**What the exercise asks:**
Retype each record below word for word. Leave the pictures out.

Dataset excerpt
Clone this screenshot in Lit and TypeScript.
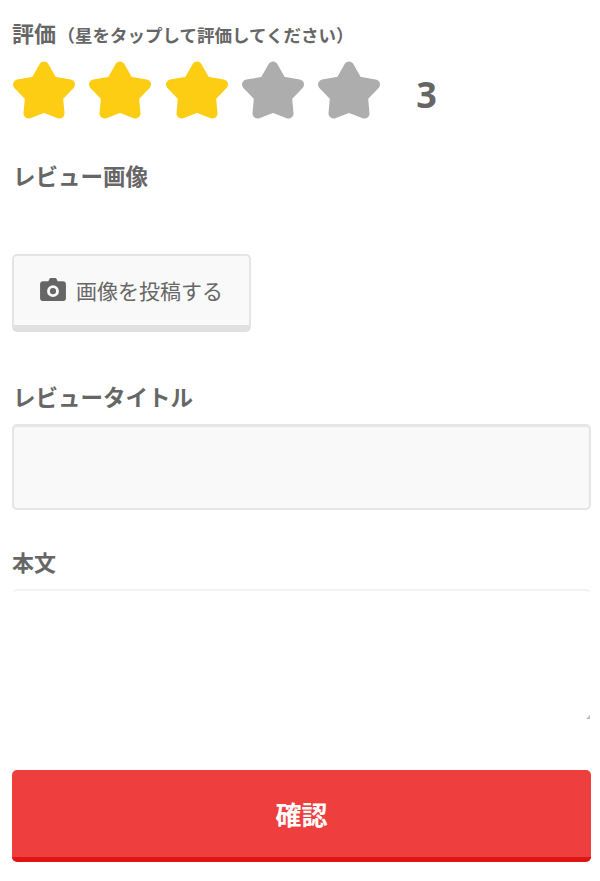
import { LitElement, html, css, svg } from "lit";
import { customElement } from "lit/decorators.js";

const star = (on: boolean) => html`<svg class="star ${on ? "on" : "off"}" viewBox="0 0 64 58" aria-hidden="true">
  ${svg`<polygon points="32,5.5 40.5,20.5 58,23.5 46,36 47.5,52.5 32,46.5 16.5,52.5 18,36 6,23.5 23.5,20.5" />`}
</svg>`;

@customElement("app-root")
export class AppRoot extends LitElement {
  static styles = css`
    :host {
      display: block;
      width: 600px;
      height: 881px;
      overflow: hidden;
      background: #fff;
      color: #666;
      font-family: "Noto Sans CJK JP", "Noto Sans", sans-serif;
    }
    .page {
      display: flex;
      flex-direction: column;
      padding: 0 9px 0 12px;
    }
    .label {
      font-size: 22px;
      font-weight: 700;
      line-height: 32px;
      margin: 0;
    }
    .label small {
      font-size: 17.5px;
      margin-left: 1.5px;
    }
    .rate-label { margin-top: 16px; }
    .stars {
      display: flex;
      align-items: flex-start;
      margin-top: 10px;
    }
    .star {
      width: 64px;
      height: 58px;
      margin-right: 12.25px;
      flex: none;
    }
    .star polygon { stroke-width: 10; stroke-linejoin: round; }
    .on polygon { fill: #fdcd14; stroke: #fdcd14; }
    .off polygon { fill: #adadad; stroke: #adadad; }
    .score {
      font-size: 36px;
      font-weight: 700;
      font-family: "Open Sans", "Noto Sans", sans-serif;
      line-height: 68px;
      margin-left: 23px;
    }
    .indent { margin-left: 1px; font-size: 22.5px; }
    .image-label { margin-top: 30px; }
    .upload {
      box-sizing: border-box;
      display: flex;
      align-items: center;
      justify-content: center;
      gap: 10px;
      width: 239px;
      height: 78px;
      margin-top: 63px;
      padding-bottom: 2px;
      background: #f9f9f9;
      border: 2px solid #e4e4e4;
      border-bottom: 7px solid #e0e0e0;
      border-radius: 5px;
      font-size: 21px;
      color: #666;
    }
    .upload svg { width: 26px; height: 23px; flex: none; }
    .title-label { margin-top: 48px; }
    .input {
      box-sizing: border-box;
      height: 86px;
      margin-top: 12px;
      background: #f9f9f9;
      border: 2px solid #e6e6e6;
      border-radius: 5px;
      box-shadow: inset 0 1px 1px #e4e4e4;
    }
    .body-label { margin-top: 35px; }
    .textarea {
      position: relative;
      box-sizing: border-box;
      height: 131px;
      margin-top: 12px;
      border-top: 2px solid #f2f2f2;
      border-radius: 5px;
    }
    .grip {
      position: absolute;
      right: 1px;
      bottom: 1px;
      width: 4px;
      height: 4px;
    }
    .confirm {
      box-sizing: border-box;
      display: flex;
      align-items: center;
      justify-content: center;
      height: 92px;
      margin-top: 50px;
      background: #ef3e3e;
      border-bottom: 5px solid #e11414;
      border-radius: 5px;
      color: #fff;
      font-size: 26px;
      font-weight: 700;
    }
  `;

  render() {
    return html`<div class="page">
      <h2 class="label rate-label">評価<small>（星をタップして評価してください）</small></h2>
      <div class="stars">
        ${[1, 2, 3, 4, 5].map((n) => star(n <= 3))}
        <span class="score">3</span>
      </div>
      <h2 class="label image-label indent">レビュー画像</h2>
      <div class="upload">
        <svg viewBox="0 0 27 24" aria-hidden="true">
          <path fill="#666" fill-rule="evenodd" d="M9.5 1.5 C9.8 .6 10.5 0 11.5 0 H15.5 C16.5 0 17.2 .6 17.5 1.5 L18.3 3.5 H24 C25.7 3.5 27 4.8 27 6.5 V21 C27 22.7 25.7 24 24 24 H3 C1.3 24 0 22.7 0 21 V6.5 C0 4.8 1.3 3.5 3 3.5 H8.7 Z M13.5 7.5 A6.2 6.2 0 1 0 13.5 19.9 A6.2 6.2 0 1 0 13.5 7.5 Z M13.5 10.5 A3.2 3.2 0 1 1 13.5 16.9 A3.2 3.2 0 1 1 13.5 10.5 Z" />
        </svg>
        <span>画像を投稿する</span>
      </div>
      <h2 class="label title-label indent">レビュータイトル</h2>
      <div class="input"></div>
      <h2 class="label body-label">本文</h2>
      <div class="textarea">
        <svg class="grip" viewBox="0 0 4 4" aria-hidden="true">
          <path d="M0 4 L4 0 V4 Z" fill="#bbb" />
        </svg>
      </div>
      <div class="confirm">確認</div>
    </div>`;
  }
}
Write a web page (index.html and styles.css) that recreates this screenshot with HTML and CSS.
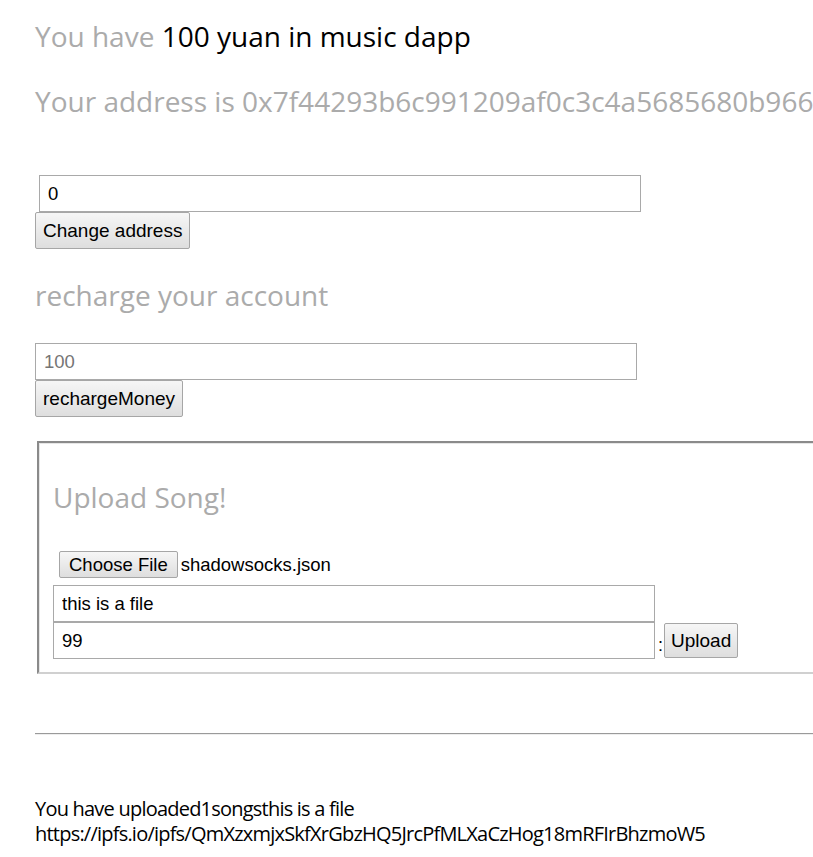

**The output:**
Clone this screenshot in Lit and TypeScript.
import { LitElement, html, css, svg } from "lit";
import { customElement } from "lit/decorators.js";

const star = (on: boolean) => html`<svg class="star ${on ? "on" : "off"}" viewBox="0 0 64 58" aria-hidden="true">
  ${svg`<polygon points="32,5.5 40.5,20.5 58,23.5 46,36 47.5,52.5 32,46.5 16.5,52.5 18,36 6,23.5 23.5,20.5" />`}
</svg>`;

@customElement("app-root")
export class AppRoot extends LitElement {
  static styles = css`
    :host {
      display: block;
      width: 600px;
      height: 881px;
      overflow: hidden;
      background: #fff;
      color: #666;
      font-family: "Noto Sans CJK JP", "Noto Sans", sans-serif;
    }
    .page {
      display: flex;
      flex-direction: column;
      padding: 0 9px 0 12px;
    }
    .label {
      font-size: 22px;
      font-weight: 700;
      line-height: 32px;
      margin: 0;
    }
    .label small {
      font-size: 17.5px;
      margin-left: 1.5px;
    }
    .rate-label { margin-top: 16px; }
    .stars {
      display: flex;
      align-items: flex-start;
      margin-top: 10px;
    }
    .star {
      width: 64px;
      height: 58px;
      margin-right: 12.25px;
      flex: none;
    }
    .star polygon { stroke-width: 10; stroke-linejoin: round; }
    .on polygon { fill: #fdcd14; stroke: #fdcd14; }
    .off polygon { fill: #adadad; stroke: #adadad; }
    .score {
      font-size: 36px;
      font-weight: 700;
      font-family: "Open Sans", "Noto Sans", sans-serif;
      line-height: 68px;
      margin-left: 23px;
    }
    .indent { margin-left: 1px; font-size: 22.5px; }
    .image-label { margin-top: 30px; }
    .upload {
      box-sizing: border-box;
      display: flex;
      align-items: center;
      justify-content: center;
      gap: 10px;
      width: 239px;
      height: 78px;
      margin-top: 63px;
      padding-bottom: 2px;
      background: #f9f9f9;
      border: 2px solid #e4e4e4;
      border-bottom: 7px solid #e0e0e0;
      border-radius: 5px;
      font-size: 21px;
      color: #666;
    }
    .upload svg { width: 26px; height: 23px; flex: none; }
    .title-label { margin-top: 48px; }
    .input {
      box-sizing: border-box;
      height: 86px;
      margin-top: 12px;
      background: #f9f9f9;
      border: 2px solid #e6e6e6;
      border-radius: 5px;
      box-shadow: inset 0 1px 1px #e4e4e4;
    }
    .body-label { margin-top: 35px; }
    .textarea {
      position: relative;
      box-sizing: border-box;
      height: 131px;
      margin-top: 12px;
      border-top: 2px solid #f2f2f2;
      border-radius: 5px;
    }
    .grip {
      position: absolute;
      right: 1px;
      bottom: 1px;
      width: 4px;
      height: 4px;
    }
    .confirm {
      box-sizing: border-box;
      display: flex;
      align-items: center;
      justify-content: center;
      height: 92px;
      margin-top: 50px;
      background: #ef3e3e;
      border-bottom: 5px solid #e11414;
      border-radius: 5px;
      color: #fff;
      font-size: 26px;
      font-weight: 700;
    }
  `;

  render() {
    return html`<div class="page">
      <h2 class="label rate-label">評価<small>（星をタップして評価してください）</small></h2>
      <div class="stars">
        ${[1, 2, 3, 4, 5].map((n) => star(n <= 3))}
        <span class="score">3</span>
      </div>
      <h2 class="label image-label indent">レビュー画像</h2>
      <div class="upload">
        <svg viewBox="0 0 27 24" aria-hidden="true">
          <path fill="#666" fill-rule="evenodd" d="M9.5 1.5 C9.8 .6 10.5 0 11.5 0 H15.5 C16.5 0 17.2 .6 17.5 1.5 L18.3 3.5 H24 C25.7 3.5 27 4.8 27 6.5 V21 C27 22.7 25.7 24 24 24 H3 C1.3 24 0 22.7 0 21 V6.5 C0 4.8 1.3 3.5 3 3.5 H8.7 Z M13.5 7.5 A6.2 6.2 0 1 0 13.5 19.9 A6.2 6.2 0 1 0 13.5 7.5 Z M13.5 10.5 A3.2 3.2 0 1 1 13.5 16.9 A3.2 3.2 0 1 1 13.5 10.5 Z" />
        </svg>
        <span>画像を投稿する</span>
      </div>
      <h2 class="label title-label indent">レビュータイトル</h2>
      <div class="input"></div>
      <h2 class="label body-label">本文</h2>
      <div class="textarea">
        <svg class="grip" viewBox="0 0 4 4" aria-hidden="true">
          <path d="M0 4 L4 0 V4 Z" fill="#bbb" />
        </svg>
      </div>
      <div class="confirm">確認</div>
    </div>`;
  }
}
Write a web page (index.html and styles.css) that recreates this screenshot with HTML and CSS.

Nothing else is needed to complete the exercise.